- **Information provided**
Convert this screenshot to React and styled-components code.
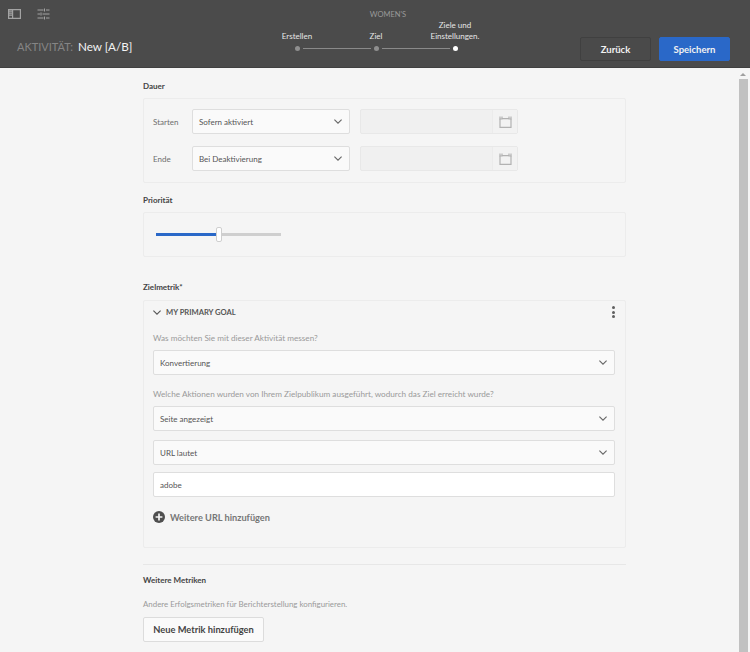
import styled, { createGlobalStyle } from "styled-components";

const Global = createGlobalStyle`
  html, body { margin: 0; padding: 0; height: 652px; overflow: hidden; background: #f5f5f5; }
  body { font-family: Lato, "Liberation Sans", sans-serif; }
  * { box-sizing: border-box; }
`;

const Page = styled.div`
  display: flex;
  flex-direction: column;
  width: 750px;
  height: 652px;
  overflow: hidden;
`;

const Header = styled.header`
  display: grid;
  grid-template-columns: 240px 1fr 240px;
  height: 68px;
  flex: none;
  background: #4b4b4b;
  border-bottom: 1px solid #404040;
`;

const HeaderLeft = styled.div`
  display: flex;
  flex-direction: column;
  justify-content: space-between;
  padding: 8px 0 12px 8px;
`;

const IconRow = styled.div`
  display: flex;
  gap: 16px;
  color: #a3a3a3;
  svg { display: block; }
`;

const Activity = styled.div`
  padding-left: 9px;
  font-size: 11.7px;
  line-height: 16px;
  color: #f4f4f4;
`;

const ActivityLabel = styled.span`
  font-size: 11px;
  color: #858585;
  margin-right: 2px;
`;

const HeaderCenter = styled.div`
  display: flex;
  flex-direction: column;
  align-items: center;
  padding: 9px 0 0 2px;
`;

const Collection = styled.div`
  padding-left: 24px;
  font-size: 7.5px;
  line-height: 11px;
  color: #9a9a9a;
`;

const Stepper = styled.div`
  display: flex;
`;

const Step = styled.div`
  position: relative;
  display: flex;
  flex-direction: column;
  justify-content: flex-end;
  align-items: center;
  width: 79px;
  height: 31px;
`;

const StepLabel = styled.div`
  font-size: 8px;
  line-height: 11px;
  color: #e6e6e6;
  text-align: center;
  white-space: nowrap;
  padding-bottom: 3px;
`;

const StepTrack = styled.div`
  display: flex;
  align-items: center;
  justify-content: center;
  height: 6px;
  width: 100%;
`;

const Dot = styled.span`
  width: 5px;
  height: 5px;
  border-radius: 50%;
  background: ${({ $active }) => ($active ? "#fff" : "#8f8f8f")};
`;

const StepLine = styled.span`
  position: absolute;
  left: 45px;
  bottom: 2px;
  width: 68px;
  height: 1px;
  background: #8a8a8a;
`;

const HeaderRight = styled.div`
  display: flex;
  justify-content: flex-end;
  gap: 8px;
  padding: 37px 20px 0 0;
`;

const HeaderButton = styled.button`
  width: 71px;
  height: 24px;
  padding: 0;
  border: 1px solid ${({ $primary }) => ($primary ? "#2a68c8" : "#404040")};
  border-radius: 2px;
  background: ${({ $primary }) => ($primary ? "#2a68c8" : "#4a4a4a")};
  color: #f2f2f2;
  font-family: inherit;
  font-size: 9.5px;
  font-weight: 700;
`;

const Body = styled.div`
  position: relative;
  flex: 1;
  min-height: 0;
  display: flex;
  justify-content: flex-start;
  padding: 0 0 0 143px;
`;

const Scrollbar = styled.div`
  position: absolute;
  top: 0;
  bottom: 0;
  right: 2px;
  width: 10px;
  display: flex;
  flex-direction: column;
  align-items: center;
`;

const ScrollArrow = styled.span`
  margin-top: 5px;
  width: 0;
  height: 0;
  border-left: 3px solid transparent;
  border-right: 3px solid transparent;
  border-bottom: 3px solid #a0a0a0;
`;

const ScrollThumb = styled.div`
  flex: 1;
  width: 9px;
  margin-top: 3px;
  background: #c1c1c1;
`;

const Content = styled.main`
  width: 483px;
  flex: none;
  padding-top: 12px;
`;

const SectionTitle = styled.h2`
  margin: ${({ $top }) => $top || 0}px 0 ${({ $bottom }) => $bottom || 6}px;
  font-size: 8px;
  line-height: 12px;
  font-weight: 700;
  color: #444;
`;

const Panel = styled.section`
  border: 1px solid #ececec;
  border-radius: 2px;
  background: #f5f5f5;
  padding: ${({ $pad }) => $pad};
`;

const DateRow = styled.div`
  display: flex;
  align-items: center;
  margin-top: ${({ $top }) => $top || 0}px;
`;

const RowLabel = styled.span`
  width: 39px;
  font-size: 8px;
  color: #6e6e6e;
`;

const SelectBox = styled.div`
  display: flex;
  align-items: center;
  justify-content: space-between;
  width: ${({ $width }) => $width || "100%"};
  height: 25px;
  padding: 0 7px 0 6px;
  margin-top: ${({ $top }) => $top || 0}px;
  border: 1px solid #dedede;
  border-radius: 2px;
  background: #fafafa;
  font-size: 8px;
  color: #555;
  svg { display: block; color: #666; }
`;

const DateField = styled.div`
  display: flex;
  width: 158px;
  height: 25px;
  margin-left: 10px;
  border: 1px solid #e8e8e8;
  border-radius: 2px;
  background: #f0f0f0;
`;

const DateInput = styled.div`
  flex: 1;
`;

const DateButton = styled.div`
  display: flex;
  align-items: center;
  justify-content: center;
  width: 25px;
  border-left: 1px solid #ebebeb;
  background: #f2f2f2;
  color: #b2b2b2;
`;

const SliderTrack = styled.div`
  position: relative;
  width: 125px;
  height: 3px;
  background: #cfcfcf;
`;

const SliderFill = styled.div`
  height: 100%;
  background: #2a68c8;
`;

const SliderHandle = styled.div`
  position: absolute;
  top: -6px;
  width: 6px;
  height: 15px;
  margin-left: -3px;
  border: 1px solid #cfcfcf;
  border-radius: 2px;
  background: #fff;
`;

const GoalHeader = styled.div`
  display: flex;
  align-items: center;
  justify-content: space-between;
  height: 12px;
  color: #555;
  svg { display: block; }
`;

const GoalTitle = styled.div`
  display: flex;
  align-items: center;
  gap: 5px;
  font-size: 7.6px;
  font-weight: 700;
  color: #555;
`;

const Kebab = styled.div`
  display: flex;
  flex-direction: column;
  gap: 1.5px;
  span {
    width: 3px;
    height: 3px;
    border-radius: 50%;
    background: #5f5f5f;
  }
`;

const Question = styled.p`
  margin: ${({ $top }) => $top}px 0 6px;
  font-size: 8.2px;
  line-height: 12px;
  color: #9a9a9a;
`;

const TextInput = styled(SelectBox)`
  background: #fff;
`;

const AddLink = styled.div`
  display: flex;
  align-items: center;
  gap: 5px;
  margin-top: 14px;
  font-size: 9.2px;
  font-weight: 700;
  color: #777;
  svg { display: block; color: #4f4f4f; }
`;

const Divider = styled.hr`
  margin: 16px 0 0;
  border: 0;
  border-top: 1px solid #e7e7e7;
`;

const Hint = styled.p`
  margin: 12px 0 7px;
  font-size: 7.9px;
  line-height: 12px;
  color: #9a9a9a;
`;

const OutlineButton = styled.button`
  width: 121px;
  height: 25px;
  padding: 0;
  border: 1px solid #dcdcdc;
  border-radius: 2px;
  background: #fafafa;
  color: #444;
  font-family: inherit;
  font-size: 9.3px;
  font-weight: 700;
`;

const Chevron = () => (
  <svg width="8" height="5" viewBox="0 0 8 5" fill="none" stroke="currentColor" strokeWidth="1.1">
    <path d="M.4.6 4 4.2 7.6.6" />
  </svg>
);

const CalendarIcon = () => (
  <svg width="13" height="12" viewBox="0 0 13 12" fill="none" stroke="currentColor" strokeWidth="1.2">
    <path d="M1 2.8V11.4H12V2.8" />
    <path d="M1 .6V3H3V.6M3 2.6H10M10 .6V3H12V.6" />
  </svg>
);

const PanelIcon = () => (
  <svg width="13" height="12" viewBox="0 0 13 12" fill="none" stroke="currentColor" strokeWidth="1.2">
    <path d="M.6 1.6h11.8v8.8H.6z" />
    <path d="M1 3.2h3.4M1 5.2h3.4M1 7.2h3.4M4.6 2v8" />
  </svg>
);

const FiltersIcon = () => (
  <svg width="13" height="12" viewBox="0 0 13 12" fill="none" stroke="currentColor" strokeWidth="1">
    <path d="M.5 2h6M9 2h3.5M.5 6h2.5M5.5 6h7M.5 10h6M9 10h3.5" />
    <path d="M7.5.5v3M4 4.5v3M7.5 8.5v3" />
  </svg>
);

const PlusCircle = () => (
  <svg width="12" height="12" viewBox="0 0 12 12">
    <circle cx="6" cy="6" r="6" fill="currentColor" />
    <path d="M6 2.6v6.8M2.6 6h6.8" stroke="#f5f5f5" strokeWidth="1.7" />
  </svg>
);

const steps = [
  { label: "Erstellen" },
  { label: "Ziel" },
  { label: "Ziele und\nEinstellungen.", active: true },
];

const Select = ({ children, width, top }) => (
  <SelectBox $width={width} $top={top}>
    {children}
    <Chevron />
  </SelectBox>
);

const DatePicker = () => (
  <DateField>
    <DateInput />
    <DateButton>
      <CalendarIcon />
    </DateButton>
  </DateField>
);

export default function App() {
  return (
    <Page>
      <Global />
      <Header>
        <HeaderLeft>
          <IconRow>
            <PanelIcon />
            <FiltersIcon />
          </IconRow>
          <Activity>
            <ActivityLabel>AKTIVITÄT:</ActivityLabel> New [A/B]
          </Activity>
        </HeaderLeft>
        <HeaderCenter>
          <Collection>WOMEN'S</Collection>
          <Stepper>
            {steps.map((s, i) => (
              <Step key={s.label}>
                <StepLabel>
                  {s.label.split("\n").map((line) => (
                    <div key={line}>{line}</div>
                  ))}
                </StepLabel>
                <StepTrack>
                  <Dot $active={s.active} />
                </StepTrack>
                {i < steps.length - 1 && <StepLine />}
              </Step>
            ))}
          </Stepper>
        </HeaderCenter>
        <HeaderRight>
          <HeaderButton>Zurück</HeaderButton>
          <HeaderButton $primary>Speichern</HeaderButton>
        </HeaderRight>
      </Header>
      <Body>
        <Content>
          <SectionTitle>Dauer</SectionTitle>
          <Panel $pad="10px 0 11px 9px">
            <DateRow>
              <RowLabel>Starten</RowLabel>
              <Select width="158px">Sofern aktiviert</Select>
              <DatePicker />
            </DateRow>
            <DateRow $top={12}>
              <RowLabel>Ende</RowLabel>
              <Select width="158px">Bei Deaktivierung</Select>
              <DatePicker />
            </DateRow>
          </Panel>
          <SectionTitle $top={11}>Priorität</SectionTitle>
          <Panel $pad="20px 0 20px 12px">
            <SliderTrack>
              <SliderFill style={{ width: "50%" }} />
              <SliderHandle style={{ left: "50%" }} />
            </SliderTrack>
          </Panel>
          <SectionTitle $top={24} $bottom={7}>Zielmetrik*</SectionTitle>
          <Panel $pad="5px 10px 24px 9px">
            <GoalHeader>
              <GoalTitle>
                <Chevron />
                MY PRIMARY GOAL
              </GoalTitle>
              <Kebab>
                <span />
                <span />
                <span />
              </Kebab>
            </GoalHeader>
            <Question $top={14}>Was möchten Sie mit dieser Aktivität messen?</Question>
            <Select>Konvertierung</Select>
            <Question $top={13}>
              Welche Aktionen wurden von Ihrem Zielpublikum ausgeführt, wodurch das Ziel erreicht wurde?
            </Question>
            <Select>Seite angezeigt</Select>
            <Select top={9}>URL lautet</Select>
            <TextInput $top={7}>adobe</TextInput>
            <AddLink>
              <PlusCircle />
              Weitere URL hinzufügen
            </AddLink>
          </Panel>
          <Divider />
          <SectionTitle $top={9}>Weitere Metriken</SectionTitle>
          <Hint>Andere Erfolgsmetriken für Berichterstellung konfigurieren.</Hint>
          <OutlineButton>Neue Metrik hinzufügen</OutlineButton>
        </Content>
        <Scrollbar>
          <ScrollArrow />
          <ScrollThumb />
        </Scrollbar>
      </Body>
    </Page>
  );
}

- **Given instruction**
Which lines hold the word "components"? Copy every one of them.

- **Full output**
Convert this screenshot to React and styled-components code.
import styled, { createGlobalStyle } from "styled-components";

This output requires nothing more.